Comerica Shareholders Approve $10.9 Billion Sale to Fifth Third
Comerica and Fifth Third shareholders overwhelmingly approved a $10.9 billion all-stock merger on Jan. 6, 2026, clearing a major shareholder hurdle for a deal that would create the nation’s ninth-largest bank. The vote advances a transaction that reshapes regional banking scale and footprint, but regulatory signoffs and a pending lawsuit mean the combination is not yet assured.

Shareholders of Comerica Incorporated and Fifth Third Bancorp overwhelmingly approved a $10.9 billion all-stock merger on Jan. 6, 2026, according to company announcements and filings.
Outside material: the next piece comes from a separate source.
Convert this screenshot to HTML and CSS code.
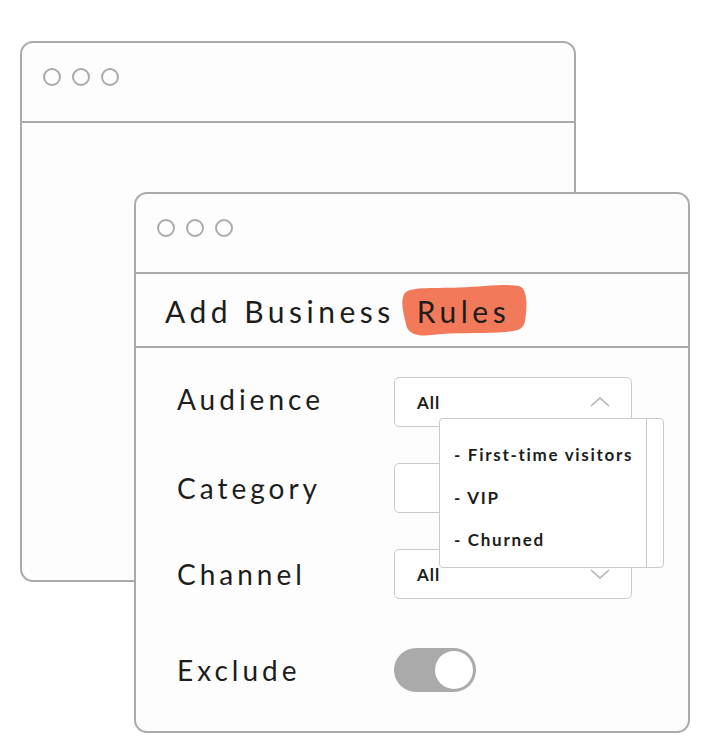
FILE: index.html
```html
<!DOCTYPE html>
<html>
<head>
  <title>Add Business Rules</title>
  <link rel="stylesheet" href="styles.css">
</head>
<body>

  <div class="desk">
    <div class="window window-back">
      <div class="window-bar">
        <span class="dot"></span><span class="dot"></span><span class="dot"></span>
      </div>
    </div>

    <div class="window window-front">
      <div class="window-bar">
        <span class="dot"></span><span class="dot"></span><span class="dot"></span>
      </div>

      <h1 class="title">Add Business<span class="mark"><svg class="mark-bg" viewBox="0 0 128 48" preserveAspectRatio="none"><path d="M6 10 C10 3 32 5 60 4 C86 3 110 0 121 3 C128 6 128 20 126 32 C125 42 118 43 100 44 C80 45 55 44 36 46 C18 48 10 45 8 37 C6 28 2 18 6 10 Z"/></svg>Rules</span></h1>

      <div class="rules">
        <div class="rule-row">
          <span class="rule-label">Audience</span>
          <div class="select">
            <span class="select-value">All</span>
            <svg class="chevron" viewBox="0 0 20 10"><path d="M1 9 L10 1 L19 9"/></svg>
            <div class="dropdown">
              <ul class="dropdown-list">
                <li>- First-time visitors</li>
                <li>- VIP</li>
                <li>- Churned</li>
              </ul>
              <div class="dropdown-track"></div>
            </div>
          </div>
        </div>
        <div class="rule-row">
          <span class="rule-label">Category</span>
          <div class="select">
            <span class="select-value"></span>
            <svg class="chevron" viewBox="0 0 20 10"><path d="M1 1 L10 9 L19 1"/></svg>
          </div>
        </div>
        <div class="rule-row">
          <span class="rule-label">Channel</span>
          <div class="select">
            <span class="select-value">All</span>
            <svg class="chevron" viewBox="0 0 20 10"><path d="M1 1 L10 9 L19 1"/></svg>
          </div>
        </div>
        <div class="rule-row rule-row-toggle">
          <span class="rule-label">Exclude</span>
          <div class="toggle"><span class="knob"></span></div>
        </div>
      </div>
    </div>
  </div>

</body>
</html>
```

FILE: styles.css
```css
body {
  margin: 0;
  background: #fff;
  font-family: Lato, "Open Sans", sans-serif;
  color: #1d1d1b;
}
.desk {
  position: relative;
  width: 713px;
  height: 743px;
}
.window {
  position: absolute;
  width: 556px;
  height: 541px;
  box-sizing: border-box;
  border: 2px solid #aaa;
  border-radius: 13px;
  background: #fdfdfd;
}
.window-back {
  left: 20px;
  top: 41px;
}
.window-front {
  left: 134px;
  top: 192px;
}
.window-bar {
  display: flex;
  gap: 11px;
  height: 80px;
  box-sizing: border-box;
  padding: 25px 0 0 21px;
  border-bottom: 2px solid #aaa;
}
.dot {
  width: 18px;
  height: 18px;
  box-sizing: border-box;
  border: 2px solid #aaa;
  border-radius: 50%;
}
.title {
  display: flex;
  align-items: center;
  height: 74px;
  margin: 0;
  padding: 2px 0 0 29px;
  box-sizing: border-box;
  border-bottom: 2px solid #aaa;
  font-size: 30px;
  font-weight: normal;
  letter-spacing: 4.5px;
}
.mark {
  position: relative;
  z-index: 0;
  margin-left: 22px;
}
.mark-bg {
  position: absolute;
  z-index: -1;
  left: -19px;
  top: -10px;
  width: calc(100% + 36px);
  height: calc(100% + 18px);
  fill: #f27a5a;
}
.rules {
  display: flex;
  flex-direction: column;
  gap: 36px;
  padding: 29px 0 0 41px;
}
.rule-row {
  display: grid;
  grid-template-columns: 217px 238px;
  align-items: center;
  height: 50px;
}
.rule-row-toggle {
  margin-top: 10px;
}
.rule-label {
  font-size: 28px;
  letter-spacing: 4px;
}
.rule-row:first-child .rule-label {
  margin-top: -6px;
}
.select {
  position: relative;
  display: flex;
  align-items: center;
  justify-content: space-between;
  height: 50px;
  box-sizing: border-box;
  padding: 0 21px 0 22px;
  border: 1px solid #c9c9c9;
  border-radius: 5px;
  background: #fff;
  font-size: 17px;
  font-weight: bold;
  letter-spacing: 1px;
}
.chevron {
  width: 20px;
  height: 10px;
  fill: none;
  stroke: #b0b0b0;
  stroke-width: 1.5;
}
.dropdown {
  position: absolute;
  z-index: 2;
  left: 44px;
  top: 40px;
  display: flex;
  width: 225px;
  height: 150px;
  box-sizing: border-box;
  border: 1px solid #c9c9c9;
  border-radius: 4px;
  background: #fff;
}
.dropdown-list {
  flex: 1;
  margin: 0;
  padding: 19px 0 0 14px;
  list-style: none;
  letter-spacing: 1.7px;
}
.dropdown-list li {
  height: 42.5px;
  line-height: 34px;
}
.dropdown-track {
  width: 16px;
  border-left: 1px solid #c9c9c9;
}
.toggle {
  display: flex;
  justify-content: flex-end;
  align-items: center;
  width: 82px;
  height: 44px;
  box-sizing: border-box;
  padding-right: 3px;
  border-radius: 22px;
  background: #aaa;
}
.knob {
  width: 38px;
  height: 38px;
  border-radius: 50%;
  background: #fff;
}
```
Preliminary tallies showed roughly 97.0% of Comerica shareholders and 99.7% of Fifth Third shareholders voted in favor; preliminary counts indicated about 2.2% of Comerica holders voted against.
Under the deal’s terms, Comerica shareholders will receive 1.8663 shares of Fifth Third for each Comerica share held. That exchange ratio equated to $82.88 per Comerica share based on Fifth Third’s closing price on Oct. 3, 2025, and represents an aggregate transaction value of about $10.9 billion. Fifth Third said the deal implies roughly a 20% premium to Comerica’s 10-day volume-weighted average price, and the ownership split at closing is expected to leave Fifth Third shareholders with about 73% of the combined company and Comerica shareholders with about 27%.
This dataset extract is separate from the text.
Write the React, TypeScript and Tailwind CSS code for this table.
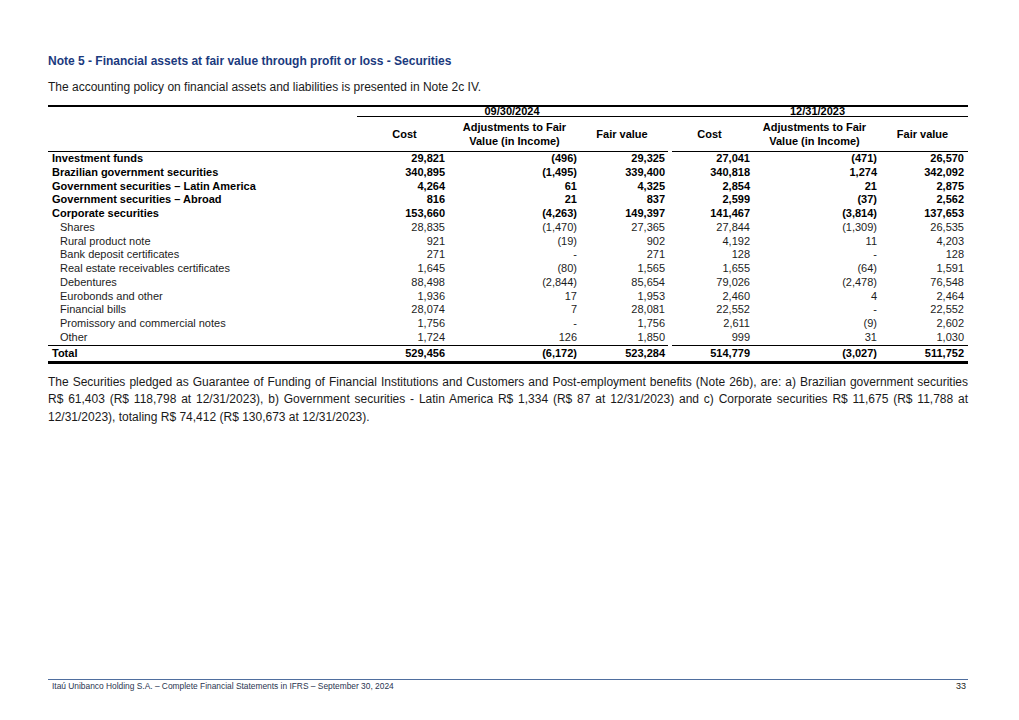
import React from 'react';

type Row = {
    label: string;
    values: string[];
    bold?: boolean;
};

const rows: Row[] = [
    { label: 'Investment funds', values: ['29,821', '(496)', '29,325', '27,041', '(471)', '26,570'], bold: true },
    { label: 'Brazilian government securities', values: ['340,895', '(1,495)', '339,400', '340,818', '1,274', '342,092'], bold: true },
    { label: 'Government securities – Latin America', values: ['4,264', '61', '4,325', '2,854', '21', '2,875'], bold: true },
    { label: 'Government securities – Abroad', values: ['816', '21', '837', '2,599', '(37)', '2,562'], bold: true },
    { label: 'Corporate securities', values: ['153,660', '(4,263)', '149,397', '141,467', '(3,814)', '137,653'], bold: true },
    { label: 'Shares', values: ['28,835', '(1,470)', '27,365', '27,844', '(1,309)', '26,535'] },
    { label: 'Rural product note', values: ['921', '(19)', '902', '4,192', '11', '4,203'] },
    { label: 'Bank deposit certificates', values: ['271', '-', '271', '128', '-', '128'] },
    { label: 'Real estate receivables certificates', values: ['1,645', '(80)', '1,565', '1,655', '(64)', '1,591'] },
    { label: 'Debentures', values: ['88,498', '(2,844)', '85,654', '79,026', '(2,478)', '76,548'] },
    { label: 'Eurobonds and other', values: ['1,936', '17', '1,953', '2,460', '4', '2,464'] },
    { label: 'Financial bills', values: ['28,074', '7', '28,081', '22,552', '-', '22,552'] },
    { label: 'Promissory and commercial notes', values: ['1,756', '-', '1,756', '2,611', '(9)', '2,602'] },
    { label: 'Other', values: ['1,724', '126', '1,850', '999', '31', '1,030'] },
];

const total = ['529,456', '(6,172)', '523,284', '514,779', '(3,027)', '511,752'];

// right padding per value column so the figures line up with the source
const valuePad = ['pr-[7px]', 'pr-0', 'pr-[2px]', 'pr-[2px]', 'pr-0', 'pr-[4px]'];

const gridCols = 'grid grid-cols-[309px_95px_125px_90px_85px_125px_91px]';

const SplitRule: React.FC = () => (
    <div className="flex">
        <div className="w-[620px] border-t border-black" />
        <div className="w-[4px]" />
        <div className="flex-1 border-t border-black" />
    </div>
);

const DataRow: React.FC<{ row: Row }> = ({ row }) => (
    <div className={`${gridCols} h-[13.75px] leading-[13.75px] ${row.bold ? 'font-bold text-black' : 'text-[#1c1c1c]'}`}>
        <div className={row.bold ? 'pl-[4px]' : 'pl-[12px]'}>{row.label}</div>
        {row.values.map((v, i) => (
            <div key={i} className={`text-right ${valuePad[i]}`}>{v}</div>
        ))}
    </div>
);

const App: React.FC = () => {
    return (
        <div className="w-[1019px] h-[720px] bg-white flex flex-col font-['Liberation_Sans',Arial,sans-serif] text-black">
            <div className="pl-[48px] pr-[51px] pt-[54px]">
                <h1 className="text-[12px] leading-[14px] font-bold text-[#1b3a7e]">
                    Note 5 - Financial assets at fair value through profit or loss - Securities
                </h1>
                <p className="mt-[12px] text-[12px] leading-[14px] text-[#1a1a1a]">
                    The accounting policy on financial assets and liabilities is presented in Note 2c IV.
                </p>

                <div className="mt-[11px] text-[11px]">
                    <div className="border-t-2 border-black" />
                    <div className={`${gridCols} h-[9px] leading-[9px] font-bold`}>
                        <div />
                        <div className="col-span-3 text-center">09/30/2024</div>
                        <div className="col-span-3 text-center">12/31/2023</div>
                    </div>
                    <div className="ml-[309px] border-t border-black" />
                    <div className={`${gridCols} h-[34px] font-bold leading-[14px] items-center`}>
                        <div />
                        <div className="text-center">Cost</div>
                        <div className="text-center">Adjustments to Fair<br />Value (in Income)</div>
                        <div className="text-center">Fair value</div>
                        <div className="text-center">Cost</div>
                        <div className="text-center">Adjustments to Fair<br />Value (in Income)</div>
                        <div className="text-center">Fair value</div>
                    </div>
                    <SplitRule />
                    {rows.map(r => (
                        <DataRow key={r.label} row={r} />
                    ))}
                    <SplitRule />
                    <div className={`${gridCols} h-[15px] leading-[15px] font-bold`}>
                        <div className="pl-[4px]">Total</div>
                        {total.map((v, i) => (
                            <div key={i} className={`text-right ${valuePad[i]}`}>{v}</div>
                        ))}
                    </div>
                    <div className="border-t-[3px] border-black" />
                </div>

                <p className="mt-[10px] text-[12px] leading-[17.5px] text-justify text-[#1a1a1a]">
                    The Securities pledged as Guarantee of Funding of Financial Institutions and Customers and Post-employment benefits (Note 26b), are: a) Brazilian government securities R$ 61,403 (R$ 118,798 at 12/31/2023), b) Government securities - Latin America R$ 1,334 (R$ 87 at 12/31/2023) and c) Corporate securities R$ 11,675 (R$ 11,788 at 12/31/2023), totaling R$ 74,412 (R$ 130,673 at 12/31/2023).
                </p>
            </div>

            <footer className="mt-auto mb-[29px] ml-[48px] mr-[51px]">
                <div className="border-t-[1.5px] border-[#4f6e9e]" />
                <div className="flex justify-between items-center pt-[1px] pl-[4px] pr-[2px] text-[8.4px] leading-[10px] text-[#2a3550]">
                    <span>Itaú Unibanco Holding S.A. – Complete Financial Statements in IFRS – September 30, 2024</span>
                    <span className="text-[9px] text-[#1a1a1a]">33</span>
                </div>
            </footer>
        </div>
    );
};

export default App;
If completed, the merged firm would hold about $288 billion to $290 billion in assets, making it roughly the ninth-largest bank in the United States with a broader footprint spanning the Midwest, Texas and parts of the Southeast including Sun Belt corridors. Fifth Third’s chief executive, Tim Spence, described shareholder support as “an important milestone” in prepared remarks. Comerica’s chief executive, Curt Farmer, said the merger “will create new opportunities to drive innovation, foster deeper relationships, and deliver stronger support for the customers and communities we proudly serve,” in a prepared statement.
Boards of both banks have already approved the transaction, and proxy advisory firms Institutional Shareholder Services and Glass Lewis recommended in favor. The banks first announced a definitive agreement in early October 2025 and used Fifth Third’s Oct. 3, 2025 closing price when calculating the exchange valuation.

Significant regulatory and legal hurdles remain. The merger is subject to customary approvals, including signoff from the Federal Reserve Board and other banking regulators. Company materials said the parties anticipate closing in the first quarter of 2026, but that timetable is contingent on obtaining those approvals.
The transaction also faces a legal challenge from HoldCo Asset Management, an activist hedge fund with a stake in Comerica. HoldCo has filed suit seeking to block the deal, alleging the sales process was flawed and that Comerica did not adequately market itself or negotiate price with Fifth Third. The suit introduces uncertainty about timing and potential remedies, and its progress could affect closing conditions or the ultimate structure of the transaction.
Market observers will now focus on regulatory feedback, judicial scheduling in the HoldCo litigation, and early integration planning. Analysts will evaluate branch and business overlaps, potential cost and revenue synergies, and competitive implications across key regional markets. For customers and local communities, the most immediate practical questions will concern branch networks, lending capacity in commercial and consumer markets, and any planned changes to deposit or service pricing once the merger completes.